Data entries >>
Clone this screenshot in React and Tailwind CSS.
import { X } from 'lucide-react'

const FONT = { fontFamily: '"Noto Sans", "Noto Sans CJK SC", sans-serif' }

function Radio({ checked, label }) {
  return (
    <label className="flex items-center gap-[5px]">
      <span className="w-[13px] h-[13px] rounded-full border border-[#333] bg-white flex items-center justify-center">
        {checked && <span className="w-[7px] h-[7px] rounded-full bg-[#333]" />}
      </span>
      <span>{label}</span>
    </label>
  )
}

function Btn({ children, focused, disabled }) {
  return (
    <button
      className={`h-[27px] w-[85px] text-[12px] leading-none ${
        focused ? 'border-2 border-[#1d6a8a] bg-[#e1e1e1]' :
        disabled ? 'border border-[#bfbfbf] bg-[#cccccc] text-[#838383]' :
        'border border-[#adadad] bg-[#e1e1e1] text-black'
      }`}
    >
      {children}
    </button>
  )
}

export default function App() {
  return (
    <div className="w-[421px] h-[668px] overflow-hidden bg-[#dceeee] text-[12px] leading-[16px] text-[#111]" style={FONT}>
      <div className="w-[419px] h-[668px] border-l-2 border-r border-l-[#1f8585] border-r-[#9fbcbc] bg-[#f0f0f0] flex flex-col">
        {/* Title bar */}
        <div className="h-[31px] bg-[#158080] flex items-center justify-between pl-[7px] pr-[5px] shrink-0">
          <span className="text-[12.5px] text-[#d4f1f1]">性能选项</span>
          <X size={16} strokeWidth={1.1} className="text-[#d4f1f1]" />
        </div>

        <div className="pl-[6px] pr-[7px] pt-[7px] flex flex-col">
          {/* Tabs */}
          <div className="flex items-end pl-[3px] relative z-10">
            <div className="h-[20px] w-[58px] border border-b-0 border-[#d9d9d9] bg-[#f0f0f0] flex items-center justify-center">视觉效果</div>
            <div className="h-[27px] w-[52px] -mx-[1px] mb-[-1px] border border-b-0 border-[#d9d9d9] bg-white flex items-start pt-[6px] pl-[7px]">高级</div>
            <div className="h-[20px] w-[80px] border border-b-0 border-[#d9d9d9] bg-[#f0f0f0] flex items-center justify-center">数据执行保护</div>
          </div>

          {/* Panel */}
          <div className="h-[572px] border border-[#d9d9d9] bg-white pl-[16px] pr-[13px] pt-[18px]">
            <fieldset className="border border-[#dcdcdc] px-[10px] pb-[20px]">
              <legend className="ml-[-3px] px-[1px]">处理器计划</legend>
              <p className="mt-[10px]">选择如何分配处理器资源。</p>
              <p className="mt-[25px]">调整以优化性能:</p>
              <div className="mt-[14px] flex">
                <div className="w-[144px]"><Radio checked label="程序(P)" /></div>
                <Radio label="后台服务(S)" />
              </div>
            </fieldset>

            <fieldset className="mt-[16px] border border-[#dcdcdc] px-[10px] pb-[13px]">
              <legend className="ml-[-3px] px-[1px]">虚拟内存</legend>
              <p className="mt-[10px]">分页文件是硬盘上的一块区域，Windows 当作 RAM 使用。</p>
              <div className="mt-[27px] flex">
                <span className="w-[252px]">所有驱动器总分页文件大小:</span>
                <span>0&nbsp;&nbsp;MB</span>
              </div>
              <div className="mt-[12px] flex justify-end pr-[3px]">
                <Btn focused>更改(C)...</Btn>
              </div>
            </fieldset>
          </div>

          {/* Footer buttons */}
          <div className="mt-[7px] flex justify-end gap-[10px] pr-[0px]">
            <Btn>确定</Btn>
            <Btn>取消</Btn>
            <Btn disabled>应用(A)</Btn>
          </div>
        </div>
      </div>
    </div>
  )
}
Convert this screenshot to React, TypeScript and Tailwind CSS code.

What is required >> Give the complete listing a second time, exactly as it reads.

Written reply >>
Clone this screenshot in React and Tailwind CSS.
import { X } from 'lucide-react'

const FONT = { fontFamily: '"Noto Sans", "Noto Sans CJK SC", sans-serif' }

function Radio({ checked, label }) {
  return (
    <label className="flex items-center gap-[5px]">
      <span className="w-[13px] h-[13px] rounded-full border border-[#333] bg-white flex items-center justify-center">
        {checked && <span className="w-[7px] h-[7px] rounded-full bg-[#333]" />}
      </span>
      <span>{label}</span>
    </label>
  )
}

function Btn({ children, focused, disabled }) {
  return (
    <button
      className={`h-[27px] w-[85px] text-[12px] leading-none ${
        focused ? 'border-2 border-[#1d6a8a] bg-[#e1e1e1]' :
        disabled ? 'border border-[#bfbfbf] bg-[#cccccc] text-[#838383]' :
        'border border-[#adadad] bg-[#e1e1e1] text-black'
      }`}
    >
      {children}
    </button>
  )
}

export default function App() {
  return (
    <div className="w-[421px] h-[668px] overflow-hidden bg-[#dceeee] text-[12px] leading-[16px] text-[#111]" style={FONT}>
      <div className="w-[419px] h-[668px] border-l-2 border-r border-l-[#1f8585] border-r-[#9fbcbc] bg-[#f0f0f0] flex flex-col">
        {/* Title bar */}
        <div className="h-[31px] bg-[#158080] flex items-center justify-between pl-[7px] pr-[5px] shrink-0">
          <span className="text-[12.5px] text-[#d4f1f1]">性能选项</span>
          <X size={16} strokeWidth={1.1} className="text-[#d4f1f1]" />
        </div>

        <div className="pl-[6px] pr-[7px] pt-[7px] flex flex-col">
          {/* Tabs */}
          <div className="flex items-end pl-[3px] relative z-10">
            <div className="h-[20px] w-[58px] border border-b-0 border-[#d9d9d9] bg-[#f0f0f0] flex items-center justify-center">视觉效果</div>
            <div className="h-[27px] w-[52px] -mx-[1px] mb-[-1px] border border-b-0 border-[#d9d9d9] bg-white flex items-start pt-[6px] pl-[7px]">高级</div>
            <div className="h-[20px] w-[80px] border border-b-0 border-[#d9d9d9] bg-[#f0f0f0] flex items-center justify-center">数据执行保护</div>
          </div>

          {/* Panel */}
          <div className="h-[572px] border border-[#d9d9d9] bg-white pl-[16px] pr-[13px] pt-[18px]">
            <fieldset className="border border-[#dcdcdc] px-[10px] pb-[20px]">
              <legend className="ml-[-3px] px-[1px]">处理器计划</legend>
              <p className="mt-[10px]">选择如何分配处理器资源。</p>
              <p className="mt-[25px]">调整以优化性能:</p>
              <div className="mt-[14px] flex">
                <div className="w-[144px]"><Radio checked label="程序(P)" /></div>
                <Radio label="后台服务(S)" />
              </div>
            </fieldset>

            <fieldset className="mt-[16px] border border-[#dcdcdc] px-[10px] pb-[13px]">
              <legend className="ml-[-3px] px-[1px]">虚拟内存</legend>
              <p className="mt-[10px]">分页文件是硬盘上的一块区域，Windows 当作 RAM 使用。</p>
              <div className="mt-[27px] flex">
                <span className="w-[252px]">所有驱动器总分页文件大小:</span>
                <span>0&nbsp;&nbsp;MB</span>
              </div>
              <div className="mt-[12px] flex justify-end pr-[3px]">
                <Btn focused>更改(C)...</Btn>
              </div>
            </fieldset>
          </div>

          {/* Footer buttons */}
          <div className="mt-[7px] flex justify-end gap-[10px] pr-[0px]">
            <Btn>确定</Btn>
            <Btn>取消</Btn>
            <Btn disabled>应用(A)</Btn>
          </div>
        </div>
      </div>
    </div>
  )
}
Convert this screenshot to React, TypeScript and Tailwind CSS code.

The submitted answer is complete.